The state of the View

2017 was a year of personal growth for me.

At various points throughout the year, I found myself questioning why I was doing something that was not making me happy. Why was I trying so hard to foster a friendship that felt so one-sided? Why was I shopping at a store when their products didn’t appeal to me anymore? Why was I trying so hard to be accepted by a group of people when their interests were the polar opposite of mine?

Why was I wasting my time?

A few major events occurred this year that shook me to my core and strengthened my resolve to live a more authentic life.

Chris Cornell‘s death on May 18 was unexpected and heartbreaking. I didn’t become a fan of his until his work with Audioslave, but once I did I worked my way backward and understood why he was a such a well-respected artist. I mourned the loss of a good human being and the fact that I would never hear my favourite Audioslave song, Like a Stone, performed live. It was a harsh reminder that we never know how long we have with the special people in our life and we need to appreciate the time we have with them.

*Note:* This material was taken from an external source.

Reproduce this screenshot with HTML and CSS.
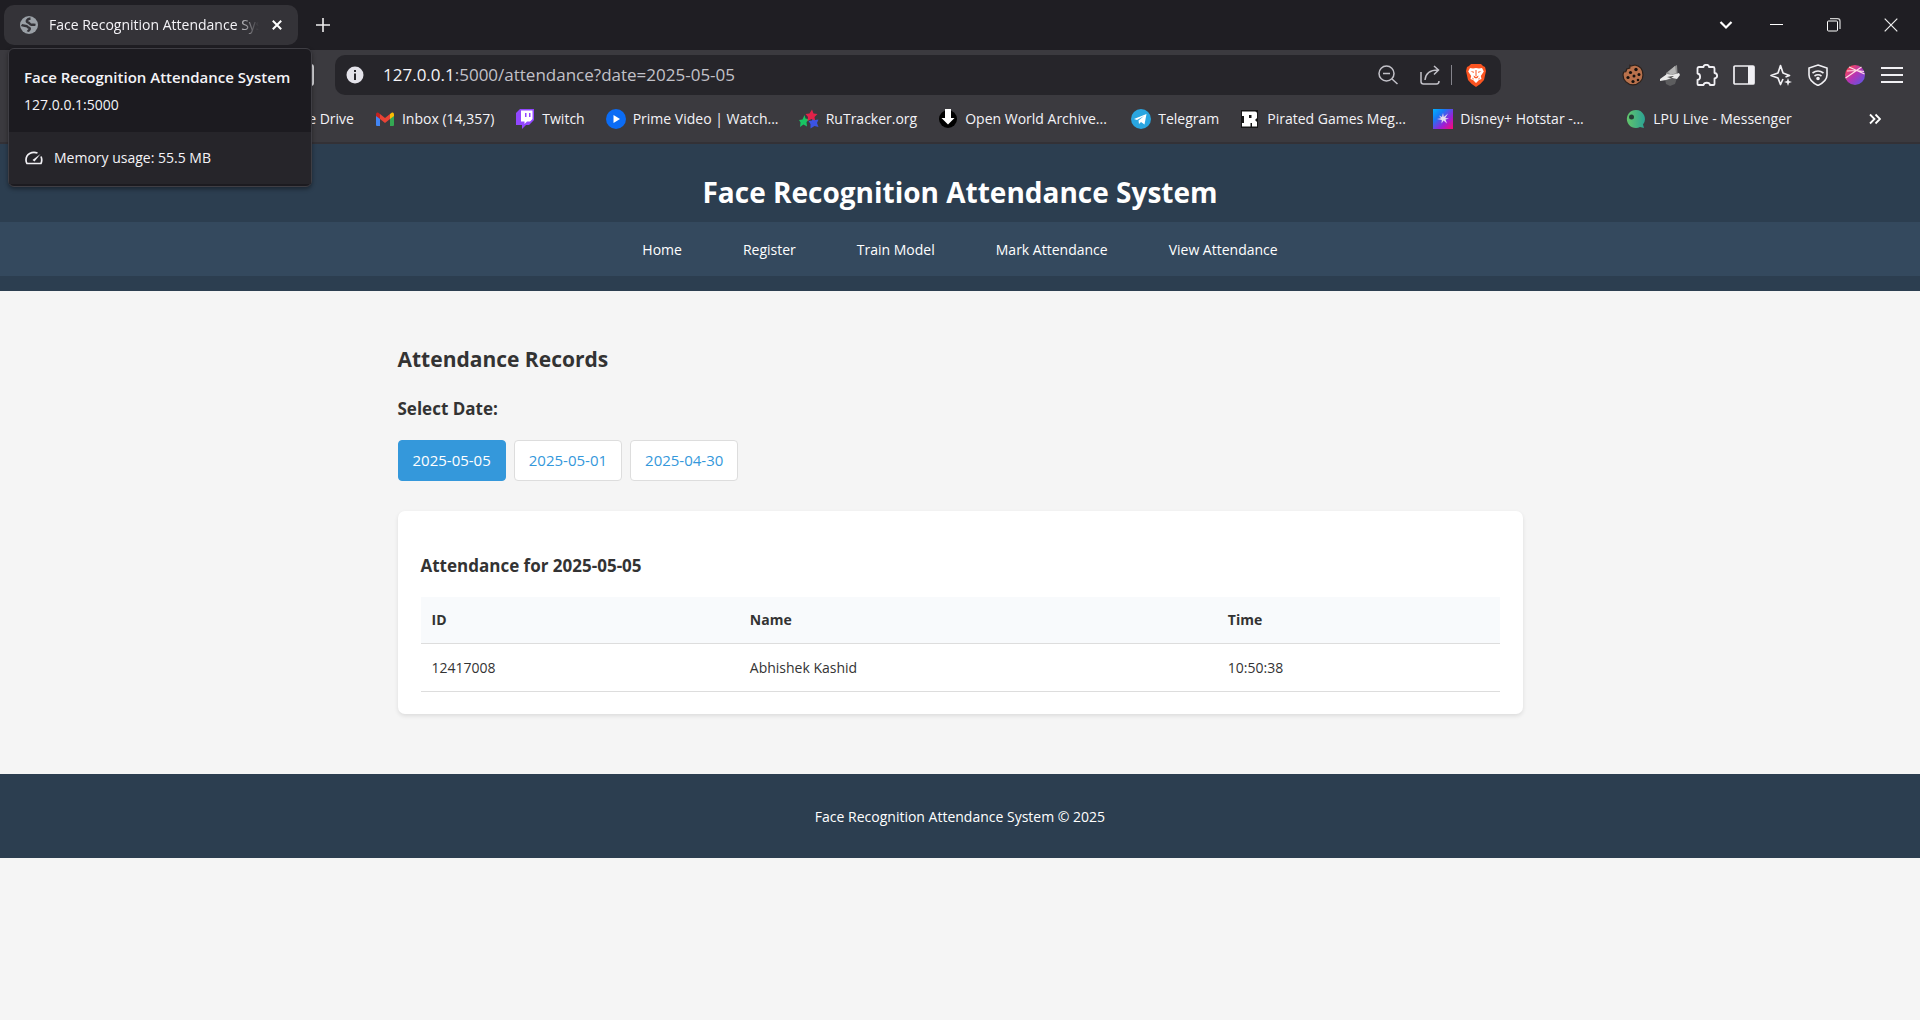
FILE: index.html
```html
<!DOCTYPE html>
<html lang="en">
<head>
<meta charset="utf-8">
<title>Face Recognition Attendance System</title>
<link rel="stylesheet" href="styles.css">
</head>
<body>
<div class="browser">
  <div class="tabstrip">
    <div class="tab">
      <svg class="icon18" viewBox="0 0 18 18"><circle cx="9" cy="9" r="9" fill="#9aa0a6"/><path d="M10.500 2.500C7 3 5.500 5.500 8 6.500c2 .6 1.500 2 3.500 2.200 1.500.2 2.500 0 4 .2M1.500 9c2 1.200 5 .2 6 1.700.6 1.300 2.300.6 2.300 2 0 1.400-1.500 1.600-2 3" fill="none" stroke="#343338" stroke-width="2.400"/></svg>
      <span class="tab-title">Face Recognition Attendance System</span>
      <button class="plain" aria-label="Close tab"><svg width="10" height="10" viewBox="0 0 10 10" fill="none" stroke="#fff" stroke-width="2"><path d="M.8.8l8.400 8.400M9.200.8L.8 9.200"/></svg></button>
    </div>
    <button class="plain new-tab" aria-label="New tab"><svg width="14" height="14" viewBox="0 0 14 14" stroke="#eee" stroke-width="1.600"><path d="M7 0v14M0 7h14"/></svg></button>
    <div class="window-controls">
      <button class="plain search-tabs" aria-label="Search tabs"><svg width="14" height="10" viewBox="0 0 14 10" fill="none" stroke="#fff" stroke-width="2.200"><path d="M1.500 2L7 7.500 12.500 2"/></svg></button>
      <button class="plain win" aria-label="Minimize"><svg width="14" height="14" viewBox="0 0 14 14"><path d="M0 6h13v1H0z" fill="#fff"/></svg></button>
      <button class="plain win" aria-label="Restore"><svg width="14" height="14" viewBox="0 0 14 14" fill="none" stroke="#fff"><rect x=".5" y="3" width="10" height="10" rx="1"/><path d="M3 .7h7.500q2.500 0 2.500 2.500V11" stroke="#ccc" stroke-width="1.300"/></svg></button>
      <button class="plain win" aria-label="Close"><svg width="14" height="14" viewBox="0 0 14 14" stroke="#eee" stroke-width="1.200"><path d="M.7.7l12.600 12.600M13.300.7L.7 13.300"/></svg></button>
    </div>
  </div>

  <div class="toolbar">
    <button class="plain bookmark-page" aria-label="Bookmark"><svg width="20" height="22" viewBox="0 0 20 22" fill="none" stroke="#e8e8ec" stroke-width="1.800"><rect x="1" y="1" width="18" height="20" rx="2"/></svg></button>
    <div class="address">
      <svg width="18" height="18" viewBox="0 0 18 18"><circle cx="9" cy="9" r="8.500" fill="#e4e3ea"/><path d="M8 4h2v2H8zM8 7.500h2V14H8z" fill="#26252a"/></svg>
      <span class="url"><b>127.0.0.1</b>:5000/attendance?date=2025-05-05</span>
      <button class="plain" aria-label="Zoom"><svg width="20" height="20" viewBox="0 0 20 20" fill="none" stroke="#c2c1c8" stroke-width="1.500"><circle cx="8.500" cy="8.500" r="7.500"/><path d="M5 8.500h7M14 14l5.500 5"/></svg></button>
      <button class="plain share" aria-label="Share"><svg width="20" height="20" viewBox="0 0 20 20" fill="none" stroke="#c2c1c8" stroke-width="1.500"><path d="M1 7v9.500Q1 19 3.500 19h13q2.500 0 2.500-3M5 15c.5-6 4-10 13-10M14 1l4.500 4L14 9.500"/></svg></button>
      <span class="divider"></span>
      <button class="plain" aria-label="Brave Shields"><svg width="20" height="24" viewBox="0 0 20 24"><path d="M5 1h10l2 2 2 1 1 4-2 9q-3 4-8 7-5-3-8-7L0 8l1-4 2-1z" fill="#fb5421"/><path d="M4 5l3 .6L10 5l3 .6L16 5l1.800 3.500-3 4.500.7 3-2.500 1-3 3-3-3-2.500-1 .7-3-3-4.500z" fill="#fff"/><path d="M4.500 8l3.500.8-.5 1.200zM15.500 8l-3.500.8.5 1.200zM9.500 7h1v6h-1zM7.500 12.500l2.500 1.500 2.500-1.500-.5 2-2 1-2-1zM6 14.500l2 1.500-1 .5zM14 14.500L12 16l1 .5z" fill="#fb5421"/></svg></button>
    </div>
    <div class="extensions">
      <button class="plain" aria-label="Cookie editor"><svg width="22" height="22" viewBox="0 0 22 22"><path d="M8 1.500C10 3 11 1 13 1c5 1 8 5 8 10a10 9.800 0 0 1-20 0c0-1 .3-2 .8-3l2-.2 1-2.800 3-1z" fill="#b9714c" stroke="#2b201b" stroke-width="1.200"/><g fill="#17110e"><circle cx="14" cy="5.500" r="1.700"/><circle cx="8.500" cy="8.500" r="1.600"/><circle cx="17" cy="10.500" r="1.500"/><circle cx="12" cy="12" r="1.500"/><circle cx="6" cy="13.500" r="1.600"/><circle cx="11" cy="17.500" r="1.600"/><circle cx="16" cy="16" r="1.300"/></g></svg></button>
      <button class="plain" aria-label="Extension"><svg width="22" height="22" viewBox="0 0 22 22"><path d="M6 15l12-1-2 6-5 2-4-2z" fill="#5d5d5f"/><path d="M7 9l9-7 2-1 .5 8L14 13l-7-1z" fill="#8d8d8d"/><path d="M9 8l7-6 1 7-5 2z" fill="#b4b4b4"/><path d="M1 15l7-5 5 1 7-2 1 2-3 4-5-1-6 2-6 1z" fill="#e9e9e9"/><path d="M8 13l7-1-3 2z" fill="#333"/></svg></button>
      <button class="plain" aria-label="Extensions"><svg width="22" height="22" viewBox="0 0 22 22" fill="none" stroke="#f1f0f4" stroke-width="1.800" stroke-linejoin="round"><path d="M1.500 4.500Q1.500 3 3 3h4.500c0-3 5.500-3 5.500 0h4Q18.500 3 18.500 4.500V9c3.500.5 3.500 5 0 5.500V20q0 1-1 1H14c-.5-3-6-3-6.500 0H2.500q-1 0-1-1v-4c3.500-.5 3.500-6 0-6.500z"/></svg></button>
      <button class="plain" aria-label="Sidebar"><svg width="22" height="22" viewBox="0 0 22 22"><rect x="1" y="2" width="20" height="18" rx="1" fill="none" stroke="#f1f0f4" stroke-width="1.700"/><path d="M15 2h6v18h-6z" fill="#f1f0f4"/></svg></button>
      <button class="plain" aria-label="Leo AI"><svg width="22" height="22" viewBox="0 0 22 22" fill="none" stroke="#f1f0f4" stroke-width="1.700" stroke-linejoin="round"><path d="M13 15L10.500 20.500 8 14 1 11.500l7-2.500L10.500 1.500 13 9l6.500 2.500-4 1.500"/><path d="M18 14l1 3 3 1-3 1-1 3-1-3-3-1 3-1z" fill="#f1f0f4" stroke="none"/></svg></button>
      <button class="plain" aria-label="VPN"><svg width="22" height="22" viewBox="0 0 22 22" fill="none" stroke="#f1f0f4" stroke-width="1.600"><path d="M11 1l9 3v7c0 5-4 8-9 10.500C6 19 2 16 2 11V4z"/><path d="M5.500 9q5.500-4 11 0M7.500 12q3.500-2.500 7 0"/><circle cx="11" cy="14.500" r="1" fill="#f1f0f4"/></svg></button>
      <button class="plain" aria-label="Profile"><svg width="22" height="22" viewBox="0 0 22 22"><defs><linearGradient id="profile" x1="0" y1="0" x2="1" y2="1"><stop offset=".1" stop-color="#ff4a55"/><stop offset=".5" stop-color="#b534b5"/><stop offset="1" stop-color="#4d5bed"/></linearGradient></defs><circle cx="11" cy="11" r="10" fill="url(#profile)"/><path d="M5 3l15.500 7M1.500 14L17.500 3M3 7l9-.5 8 1" fill="none" stroke="#ffdce5" stroke-width="1.200"/></svg></button>
      <button class="plain" aria-label="Menu"><svg width="22" height="22" viewBox="0 0 22 22" stroke="#f1f0f4" stroke-width="1.800"><path d="M0 4h22M0 11h22M0 18h22"/></svg></button>
    </div>
  </div>

  <nav class="bookmarks" aria-label="Bookmarks">
    <a class="bookmark first" href="#">Google Drive</a>
    <a class="bookmark" href="#"><svg width="20" height="20" viewBox="0 0 20 20"><path d="M1 6v10q0 1 1 1h3V8z" fill="#4285f4"/><path d="M15 8v9h3q1 0 1-1V5z" fill="#34a853"/><path d="M15 5l2-1.500Q19 3 19 5.500V7l-4 3z" fill="#fbbc04"/><path d="M5 5l5 4 5-4v5l-5 4-5-4z" fill="#ea4335"/><path d="M1 7V5.500Q1 3 3 3.500L5 5v5z" fill="#c5221f"/></svg><span>Inbox (14,357)</span></a>
    <a class="bookmark" href="#"><svg width="20" height="20" viewBox="0 0 20 20"><path d="M5 0h14v11l-5 5h-3l-4 4v-4H1V4z" fill="#9146ff"/><path d="M6 1.500h11.500V10L15 12.500h-3L9.500 15v-2.500H6z" fill="#fff"/><path d="M10 4h1.500v4H10zM14 4h1.500v4H14z" fill="#9146ff"/></svg><span>Twitch</span></a>
    <a class="bookmark clipped" href="#"><svg width="20" height="20" viewBox="0 0 20 20"><circle cx="10" cy="10" r="10" fill="#0b6cf5"/><path d="M7.500 6l6.500 4-6.500 4z" fill="#fff"/></svg><span>Prime Video | Watch...</span></a>
    <a class="bookmark" href="#"><svg width="20" height="20" viewBox="0 0 20 20"><path d="M5.500 6l1 3.500 4 1-3 2.500.5 4.500-3.500-2L1 18l.5-4.500L0 11l3.500-.5z" fill="#19c463"/><path d="M14 8l2 3 3.500-.5L18 14l1.500 4-4-1-4 2.500V15l-2-3 3.500-.5z" fill="#3b54e4"/><path d="M13 .5l1.500 4 4 .5-3 3 .5 3.500-3.500-1.500-4 2 .5-4L6.500 5l4-.5z" fill="#e32249"/></svg><span>RuTracker.org</span></a>
    <a class="bookmark clipped" href="#"><svg width="20" height="20" viewBox="0 0 20 20"><circle cx="10" cy="10" r="9" fill="#000"/><path d="M7 0h6v9h3.500L10 15.500 3.500 9H7z" fill="#fff"/></svg><span>Open World Archive...</span></a>
    <a class="bookmark" href="#"><svg width="20" height="20" viewBox="0 0 20 20"><circle cx="10" cy="10" r="10" fill="#2aa5e0"/><path d="M3 10L15.500 5l-2 10.500L10 13l-2 2-.5-3.500L13 7l-7 4z" fill="#fff"/></svg><span>Telegram</span></a>
    <a class="bookmark clipped" href="#"><svg width="20" height="20" viewBox="0 0 20 20"><path d="M1 1h17v18H1z" fill="#171717"/><path d="M2 2.500h13q2 0 2 2V9l-2 2 2 2v4.500h-5V14h-1.500v3.500H2V14h2V7H2zM9 6v3h2.500V6z" fill="#fff" fill-rule="evenodd"/></svg><span>Pirated Games Meg...</span></a>
    <a class="bookmark clipped" href="#"><svg width="20" height="20" viewBox="0 0 20 20"><defs><linearGradient id="star" x1="0" y1="0" x2="1" y2="1"><stop offset="0" stop-color="#00b2ff"/><stop offset=".3" stop-color="#187af5"/><stop offset=".65" stop-color="#9a20d8"/><stop offset="1" stop-color="#ff0870"/></linearGradient></defs><path d="M0 0h20v20H0z" fill="url(#star)"/><path d="M10 4l.8 4L15 4.500 12.300 9l3.700.6-3.500 1 1.500 4-3.500-3-2 3 .3-3.500L4 10l4-.8L6 6.500l3 1.500z" fill="#e5dcee"/></svg><span>Disney+ Hotstar -...</span></a>
    <a class="bookmark" href="#"><svg width="20" height="20" viewBox="0 0 20 20"><defs><linearGradient id="lpu"><stop offset="0" stop-color="#62c46b"/><stop offset="1" stop-color="#2ca394"/></linearGradient></defs><path d="M10 1a9 9 0 1 0 4 17l4 1-1-3.500A9 9 0 0 0 10 1z" fill="url(#lpu)"/><circle cx="5.500" cy="8" r="2.500" fill="#263c36"/></svg><span>LPU Live - Messenger</span></a>
    <button class="plain overflow" aria-label="More bookmarks"><svg width="12" height="12" viewBox="0 0 12 12" fill="none" stroke="#fff" stroke-width="1.800"><path d="M1 1.500L5.500 6 1 10.500M6.500 1.500L11 6l-4.500 4.500"/></svg></button>
  </nav>

  <aside class="tab-card">
    <div class="tab-card-info">
      <strong>Face Recognition Attendance System</strong>
      <span>127.0.0.1:5000</span>
    </div>
    <div class="tab-card-memory">
      <svg width="18" height="14" viewBox="0 0 18 14" fill="none" stroke="#f1f0f4" stroke-width="1.700"><path d="M12.500 2C7 0 1 3 1 9q0 2 1 3.500h14q1.500-3.500 0-7" stroke-linejoin="round"/><path d="M7.500 9l2 1.500L15.500 3z" fill="#f1f0f4" stroke="none"/></svg>
      <span>Memory usage: 55.5 MB</span>
    </div>
  </aside>
</div>

<header class="site-header">
  <h1>Face Recognition Attendance System</h1>
  <nav class="site-nav">
    <a href="#">Home</a>
    <a href="#">Register</a>
    <a href="#">Train Model</a>
    <a href="#">Mark Attendance</a>
    <a href="#">View Attendance</a>
  </nav>
</header>

<main class="content">
  <h2>Attendance Records</h2>
  <h3>Select Date:</h3>
  <div class="dates">
    <a class="date active" href="#">2025-05-05</a>
    <a class="date" href="#">2025-05-01</a>
    <a class="date" href="#">2025-04-30</a>
  </div>
  <section class="card">
    <h3>Attendance for 2025-05-05</h3>
    <table class="records">
      <thead><tr><th class="col-id">ID</th><th class="col-name">Name</th><th>Time</th></tr></thead>
      <tbody><tr><td>12417008</td><td>Abhishek Kashid</td><td>10:50:38</td></tr></tbody>
    </table>
  </section>
</main>

<footer class="site-footer">Face Recognition Attendance System © 2025</footer>
</body>
</html>
```
FILE: styles.css
```css
* { box-sizing: border-box; }
body {
  margin: 0;
  background: #f5f5f5;
  color: #333;
  font: 14px/22px "Open Sans", "Noto Sans", sans-serif;
}
a { text-decoration: none; }
svg { display: block; flex: none; }
h1, h2, h3 { margin: 0; }

.plain {
  display: flex;
  align-items: center;
  justify-content: center;
  flex: none;
  padding: 0;
  border: 0;
  background: none;
}

/* Browser window */
.browser {
  position: relative;
  background: #3b3a3f;
  border-bottom: 2px solid #333136;
  color: #f4f3f7;
}
.tabstrip {
  display: flex;
  align-items: center;
  height: 50px;
  padding: 0 1px 0 4px;
  background: #1f1e23;
}
.tab {
  display: flex;
  align-items: center;
  gap: 11px;
  width: 294px;
  height: 40px;
  padding: 0 16px;
  border-radius: 10px;
  background: #343338;
}
.icon18 { width: 18px; height: 18px; }
.tab-title {
  flex: 1;
  overflow: hidden;
  white-space: nowrap;
  mask-image: linear-gradient(to right, #000 88%, transparent 99%);
}
.new-tab { margin-left: 18px; }
.window-controls {
  display: flex;
  align-items: center;
  margin-left: auto;
}
.search-tabs { width: 44px; }
.win { width: 57px; height: 46px; }

.toolbar {
  display: flex;
  align-items: center;
  height: 50px;
  padding: 0 17px 0 294px;
}
.address {
  display: flex;
  align-items: center;
  flex: 1;
  height: 40px;
  margin-left: 21px;
  padding: 0 15px 0 11px;
  border-radius: 10px;
  background: #26252a;
}
.url {
  flex: 1;
  margin-left: 19px;
  color: #c2c1c8;
  font-size: 17px;
}
.url b { color: #f4f3f7; font-weight: 400; }
.share { margin-left: 22px; }
.divider {
  width: 1px;
  height: 20px;
  margin: 0 14px 0 11px;
  background: #85848c;
}
.extensions { display: flex; gap: 15px; margin-left: 121px; }

.bookmarks {
  display: flex;
  align-items: center;
  gap: 21px;
  height: 42px;
  padding: 0 39px 4px 270px;
  white-space: nowrap;
}
.bookmark {
  display: flex;
  align-items: center;
  gap: 7px;
  color: #f4f3f7;
}
.clipped { width: 172px; }
.overflow { margin-left: auto; }

.tab-card {
  position: absolute;
  top: 48px;
  left: 8px;
  width: 304px;
  padding-bottom: 2px;
  border: 1px solid #3f3e44;
  border-radius: 6px;
  background: #1c1b20;
  box-shadow: 0 2px 4px rgba(0, 0, 0, .4);
}
.tab-card-info {
  display: flex;
  flex-direction: column;
  gap: 6px;
  padding: 17px 15px 16px;
  white-space: nowrap;
}
.tab-card-info strong { font-size: 15px; font-weight: 600; }
.tab-card-memory {
  display: flex;
  align-items: center;
  gap: 11px;
  height: 52px;
  padding: 0 16px;
  background: #26252a;
}

/* Attendance page */
.site-header {
  padding: 25px 0 15px;
  background: #2c3e50;
  color: #fff;
  text-align: center;
}
h1 { margin-bottom: 7px; font-size: 28px; line-height: 46px; }
.site-nav {
  display: flex;
  justify-content: center;
  gap: 61px;
  padding: 17px 0 15px;
  background: #34495e;
}
.site-nav a { color: #fff; }

.content {
  max-width: 1125px;
  margin: 0 auto;
  padding: 51px 0 60px;
}
h2 { margin-bottom: 19px; font-size: 21px; line-height: 34px; }
h3 { font-size: 17px; line-height: 28px; }
.dates { display: flex; gap: 8px; margin: 17px 0 30px; }
.date {
  padding: 9px 14px;
  border: 1px solid #ddd;
  border-radius: 4px;
  background: #fff;
  color: #3498db;
  font-size: 15px;
  line-height: 21px;
}
.date.active { border-color: #3498db; background: #3498db; color: #fff; }

.card {
  padding: 41px 23px 22px;
  border-radius: 7px;
  background: #fff;
  box-shadow: 0 2px 4px rgba(0, 0, 0, .1);
}
.records {
  width: 100%;
  margin-top: 17px;
  border-collapse: collapse;
  table-layout: fixed;
}
.records th, .records td {
  padding: 12px 11px;
  border-bottom: 1px solid #ddd;
  text-align: left;
}
.records td { padding-top: 13px; }
.records th { background: #f8fafc; }
.col-id { width: 29.5%; }
.col-name { width: 44.3%; }

.site-footer {
  padding: 32px 0 30px;
  background: #2c3e50;
  color: #fff;
  text-align: center;
}
```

We were in London the night of the terrorist attack at London Bridge and Borough Market on June 3. Luckily my husband and I were in our hotel room at the time, but we had been in the exact same area the day before. It was a chilling feeling to know we were so close to tragedy, and yet a huge part of me felt so far removed from it because in my mind we were still in Canada just watching the events unfold on the BBC. I’m still surprised that I was unfazed and ready to continue sightseeing the day after. The event really didn’t hit me until we came home, and I’ve struggled with wanting to travel far from home ever since.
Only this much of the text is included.